This repository contains code and analysis performed for my DATA MODELING graduate course at Harvard University. The files are presented in both R Markdown (.rmd) and PDF formats for comprehensive documentation and readability.
• /code/: Contains R Markdown files (.rmd) used for various data modeling assignments and projects.
• /output/: Contains the rendered PDF versions of the .rmd files for easy viewing of code and results.
• /data/: Contains the data that was provided outside of the existing libraries mentioned in the .rmd files.
The course focuses on:
• Building and analyzing statistical models using R.

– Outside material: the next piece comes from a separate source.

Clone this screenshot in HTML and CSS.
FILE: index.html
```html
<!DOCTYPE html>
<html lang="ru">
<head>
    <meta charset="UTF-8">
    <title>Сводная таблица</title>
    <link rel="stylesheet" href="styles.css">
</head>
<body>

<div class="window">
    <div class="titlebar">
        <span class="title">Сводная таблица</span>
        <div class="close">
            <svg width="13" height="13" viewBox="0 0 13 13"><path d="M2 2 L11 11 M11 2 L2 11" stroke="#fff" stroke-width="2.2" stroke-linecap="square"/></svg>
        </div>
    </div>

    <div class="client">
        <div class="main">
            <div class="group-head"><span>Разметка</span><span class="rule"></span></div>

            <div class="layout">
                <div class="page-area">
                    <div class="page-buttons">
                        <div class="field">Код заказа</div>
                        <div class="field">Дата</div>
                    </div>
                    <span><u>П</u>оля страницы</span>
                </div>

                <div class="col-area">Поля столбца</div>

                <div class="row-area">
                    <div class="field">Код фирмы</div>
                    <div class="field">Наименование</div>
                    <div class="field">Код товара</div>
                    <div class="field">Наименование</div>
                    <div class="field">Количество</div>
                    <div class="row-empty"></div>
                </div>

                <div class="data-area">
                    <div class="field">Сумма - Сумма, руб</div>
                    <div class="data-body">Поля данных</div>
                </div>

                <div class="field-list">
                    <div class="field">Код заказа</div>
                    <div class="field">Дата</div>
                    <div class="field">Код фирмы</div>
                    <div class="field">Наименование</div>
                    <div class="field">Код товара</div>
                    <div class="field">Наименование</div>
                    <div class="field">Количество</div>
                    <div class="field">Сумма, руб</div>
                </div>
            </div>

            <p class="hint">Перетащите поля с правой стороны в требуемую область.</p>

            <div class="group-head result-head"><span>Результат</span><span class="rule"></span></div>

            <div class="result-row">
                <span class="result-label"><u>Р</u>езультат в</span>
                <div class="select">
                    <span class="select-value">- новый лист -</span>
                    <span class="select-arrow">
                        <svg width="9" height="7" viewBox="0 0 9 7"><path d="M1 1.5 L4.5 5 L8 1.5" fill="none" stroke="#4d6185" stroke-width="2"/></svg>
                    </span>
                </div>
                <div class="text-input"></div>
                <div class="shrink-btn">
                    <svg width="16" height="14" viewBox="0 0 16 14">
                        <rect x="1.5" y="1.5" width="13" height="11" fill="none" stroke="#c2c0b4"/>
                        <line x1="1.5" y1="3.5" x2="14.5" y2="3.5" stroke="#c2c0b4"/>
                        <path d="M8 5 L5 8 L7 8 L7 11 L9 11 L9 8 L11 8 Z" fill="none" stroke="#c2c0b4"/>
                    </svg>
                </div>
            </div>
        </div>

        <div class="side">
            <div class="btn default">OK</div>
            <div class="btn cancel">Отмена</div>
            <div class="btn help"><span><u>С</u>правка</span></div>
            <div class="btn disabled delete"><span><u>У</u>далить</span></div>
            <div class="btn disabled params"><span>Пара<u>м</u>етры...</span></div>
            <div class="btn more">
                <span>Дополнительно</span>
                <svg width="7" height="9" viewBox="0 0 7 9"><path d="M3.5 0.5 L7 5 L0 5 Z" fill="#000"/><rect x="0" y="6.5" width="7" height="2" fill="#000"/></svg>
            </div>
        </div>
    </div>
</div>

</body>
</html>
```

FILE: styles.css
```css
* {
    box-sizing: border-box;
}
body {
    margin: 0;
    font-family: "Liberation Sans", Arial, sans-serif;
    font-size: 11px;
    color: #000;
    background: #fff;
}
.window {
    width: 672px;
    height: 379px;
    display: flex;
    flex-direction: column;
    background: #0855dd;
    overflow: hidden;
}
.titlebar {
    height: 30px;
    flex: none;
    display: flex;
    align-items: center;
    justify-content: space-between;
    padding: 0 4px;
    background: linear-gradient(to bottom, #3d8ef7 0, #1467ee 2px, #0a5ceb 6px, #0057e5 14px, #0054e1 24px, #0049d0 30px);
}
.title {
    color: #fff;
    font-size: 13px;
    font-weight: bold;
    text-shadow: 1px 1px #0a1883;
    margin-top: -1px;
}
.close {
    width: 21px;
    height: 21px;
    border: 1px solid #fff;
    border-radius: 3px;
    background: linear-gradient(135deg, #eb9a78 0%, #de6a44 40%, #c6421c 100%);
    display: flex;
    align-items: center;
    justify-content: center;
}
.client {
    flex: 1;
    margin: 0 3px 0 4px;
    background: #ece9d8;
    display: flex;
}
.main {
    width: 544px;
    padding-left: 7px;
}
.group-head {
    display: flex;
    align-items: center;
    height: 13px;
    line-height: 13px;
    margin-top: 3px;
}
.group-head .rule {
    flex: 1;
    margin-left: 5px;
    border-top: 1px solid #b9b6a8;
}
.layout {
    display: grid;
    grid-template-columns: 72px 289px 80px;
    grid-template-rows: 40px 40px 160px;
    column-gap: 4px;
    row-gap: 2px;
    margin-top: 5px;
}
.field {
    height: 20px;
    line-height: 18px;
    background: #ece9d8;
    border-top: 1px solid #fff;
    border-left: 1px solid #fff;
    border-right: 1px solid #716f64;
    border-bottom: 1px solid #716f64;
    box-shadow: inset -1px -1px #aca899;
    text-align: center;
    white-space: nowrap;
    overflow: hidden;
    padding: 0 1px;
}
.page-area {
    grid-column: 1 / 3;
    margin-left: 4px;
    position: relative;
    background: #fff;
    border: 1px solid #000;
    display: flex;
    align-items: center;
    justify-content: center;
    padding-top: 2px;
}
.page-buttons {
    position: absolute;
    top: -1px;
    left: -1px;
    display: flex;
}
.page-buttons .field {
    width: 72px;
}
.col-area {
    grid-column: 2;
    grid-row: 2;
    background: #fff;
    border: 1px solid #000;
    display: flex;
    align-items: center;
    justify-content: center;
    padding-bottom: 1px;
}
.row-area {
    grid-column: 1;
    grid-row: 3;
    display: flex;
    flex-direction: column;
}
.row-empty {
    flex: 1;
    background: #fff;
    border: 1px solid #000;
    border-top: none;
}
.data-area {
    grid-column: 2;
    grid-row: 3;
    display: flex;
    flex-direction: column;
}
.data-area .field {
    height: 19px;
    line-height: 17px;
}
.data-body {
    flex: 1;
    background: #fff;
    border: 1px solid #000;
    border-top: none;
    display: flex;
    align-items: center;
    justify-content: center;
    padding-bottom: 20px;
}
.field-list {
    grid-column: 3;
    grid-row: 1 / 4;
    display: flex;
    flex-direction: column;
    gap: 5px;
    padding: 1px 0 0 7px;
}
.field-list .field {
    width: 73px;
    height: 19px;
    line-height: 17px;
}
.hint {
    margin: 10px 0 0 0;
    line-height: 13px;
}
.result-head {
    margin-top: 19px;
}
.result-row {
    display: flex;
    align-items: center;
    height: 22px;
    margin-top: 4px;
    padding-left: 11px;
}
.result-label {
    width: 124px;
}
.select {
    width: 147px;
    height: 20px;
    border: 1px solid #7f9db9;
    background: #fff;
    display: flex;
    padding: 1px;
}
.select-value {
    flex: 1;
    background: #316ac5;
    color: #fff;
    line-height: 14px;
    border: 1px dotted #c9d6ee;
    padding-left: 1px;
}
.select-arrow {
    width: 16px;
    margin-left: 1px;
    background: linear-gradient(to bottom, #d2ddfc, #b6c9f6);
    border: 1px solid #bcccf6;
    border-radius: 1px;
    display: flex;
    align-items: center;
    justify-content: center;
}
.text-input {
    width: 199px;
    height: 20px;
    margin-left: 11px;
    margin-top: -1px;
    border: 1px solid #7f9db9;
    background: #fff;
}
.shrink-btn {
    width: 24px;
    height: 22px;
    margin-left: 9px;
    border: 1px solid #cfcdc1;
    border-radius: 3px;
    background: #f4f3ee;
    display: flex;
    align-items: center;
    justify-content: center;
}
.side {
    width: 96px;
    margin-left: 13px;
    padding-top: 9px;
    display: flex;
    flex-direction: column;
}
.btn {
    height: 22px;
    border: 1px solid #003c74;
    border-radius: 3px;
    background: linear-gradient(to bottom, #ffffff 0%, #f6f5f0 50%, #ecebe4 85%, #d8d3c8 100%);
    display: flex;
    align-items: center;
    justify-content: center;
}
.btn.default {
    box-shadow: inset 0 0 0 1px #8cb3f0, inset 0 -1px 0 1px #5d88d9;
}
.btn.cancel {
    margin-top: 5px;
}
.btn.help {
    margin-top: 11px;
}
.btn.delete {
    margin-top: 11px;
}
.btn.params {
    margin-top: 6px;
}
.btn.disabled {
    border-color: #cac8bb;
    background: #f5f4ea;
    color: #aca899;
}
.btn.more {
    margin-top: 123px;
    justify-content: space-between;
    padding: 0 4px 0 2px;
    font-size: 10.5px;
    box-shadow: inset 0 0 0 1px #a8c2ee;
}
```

• Applying techniques such as regression, ANOVA, and data visualization.
• Understanding and interpreting model diagnostics and results.
Key Topics Covered:
• Linear Regression Analysis: Modeling relationships between variables.
• ANOVA: Analysis of variance for hypothesis testing.

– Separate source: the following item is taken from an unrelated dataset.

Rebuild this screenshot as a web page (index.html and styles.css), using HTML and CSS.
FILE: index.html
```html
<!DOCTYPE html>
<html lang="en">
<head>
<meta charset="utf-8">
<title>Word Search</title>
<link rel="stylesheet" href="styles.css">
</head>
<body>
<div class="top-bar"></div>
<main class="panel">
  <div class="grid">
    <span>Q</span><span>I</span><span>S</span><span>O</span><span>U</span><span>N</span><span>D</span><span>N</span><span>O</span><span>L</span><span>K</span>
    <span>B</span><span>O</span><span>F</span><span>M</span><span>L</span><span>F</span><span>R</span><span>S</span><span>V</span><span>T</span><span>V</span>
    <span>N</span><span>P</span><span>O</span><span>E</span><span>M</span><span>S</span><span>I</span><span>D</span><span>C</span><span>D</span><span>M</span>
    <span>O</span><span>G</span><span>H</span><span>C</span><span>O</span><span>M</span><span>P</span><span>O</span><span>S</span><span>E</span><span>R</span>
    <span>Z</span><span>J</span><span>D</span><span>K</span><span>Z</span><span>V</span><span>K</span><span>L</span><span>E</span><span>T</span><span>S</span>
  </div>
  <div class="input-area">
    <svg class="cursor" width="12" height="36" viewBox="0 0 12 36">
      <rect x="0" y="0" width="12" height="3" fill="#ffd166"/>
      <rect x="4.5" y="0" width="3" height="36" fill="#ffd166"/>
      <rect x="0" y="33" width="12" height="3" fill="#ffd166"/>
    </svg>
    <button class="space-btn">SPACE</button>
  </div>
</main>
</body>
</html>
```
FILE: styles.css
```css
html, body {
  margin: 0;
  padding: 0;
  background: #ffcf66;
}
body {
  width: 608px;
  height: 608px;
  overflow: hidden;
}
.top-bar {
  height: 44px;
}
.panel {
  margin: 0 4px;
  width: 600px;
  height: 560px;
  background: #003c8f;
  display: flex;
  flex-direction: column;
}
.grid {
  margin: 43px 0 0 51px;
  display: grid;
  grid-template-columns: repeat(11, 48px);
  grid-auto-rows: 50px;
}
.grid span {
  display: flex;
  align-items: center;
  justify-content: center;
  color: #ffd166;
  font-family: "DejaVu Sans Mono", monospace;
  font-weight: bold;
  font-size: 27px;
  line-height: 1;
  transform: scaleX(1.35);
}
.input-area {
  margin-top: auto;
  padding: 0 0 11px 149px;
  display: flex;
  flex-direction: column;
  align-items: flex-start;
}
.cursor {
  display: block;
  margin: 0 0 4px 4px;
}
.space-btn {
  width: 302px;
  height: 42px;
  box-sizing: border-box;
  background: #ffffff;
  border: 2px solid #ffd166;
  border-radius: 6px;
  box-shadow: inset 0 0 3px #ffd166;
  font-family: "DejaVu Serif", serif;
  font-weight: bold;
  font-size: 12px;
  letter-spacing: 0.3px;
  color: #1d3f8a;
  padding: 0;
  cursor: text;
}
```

• Residual Analysis: Evaluating model fit through residuals and plots.
• Regularization Techniques: Ridge, Lasso, and Elastic Net.
• Exploratory Data Analysis (EDA): Visual and statistical exploration of data.
Example Files:
• linear_model_analysis.rmd & linear_model_analysis.pdf: Code and report for linear model building.
• anova_project.rmd & anova_project.pdf: Analysis of variance project and findings.
To run the .rmd files locally, ensure you have: • R installed (version X.X or higher) • RStudio for easy editing and rendering of .rmd files • Required R packages: ggplot2, dplyr, tidyverse, etc.
-
Clone the repository:
git clone https://github.com/break/datamod.git
-
Open and run .rmd files in RStudio to reproduce the analysis.
-
View PDF reports for a snapshot of the analysis and results.
This repository is for educational purposes related to coursework at Harvard University. Feel free to use the code as a reference but ensure proper attribution for any direct use.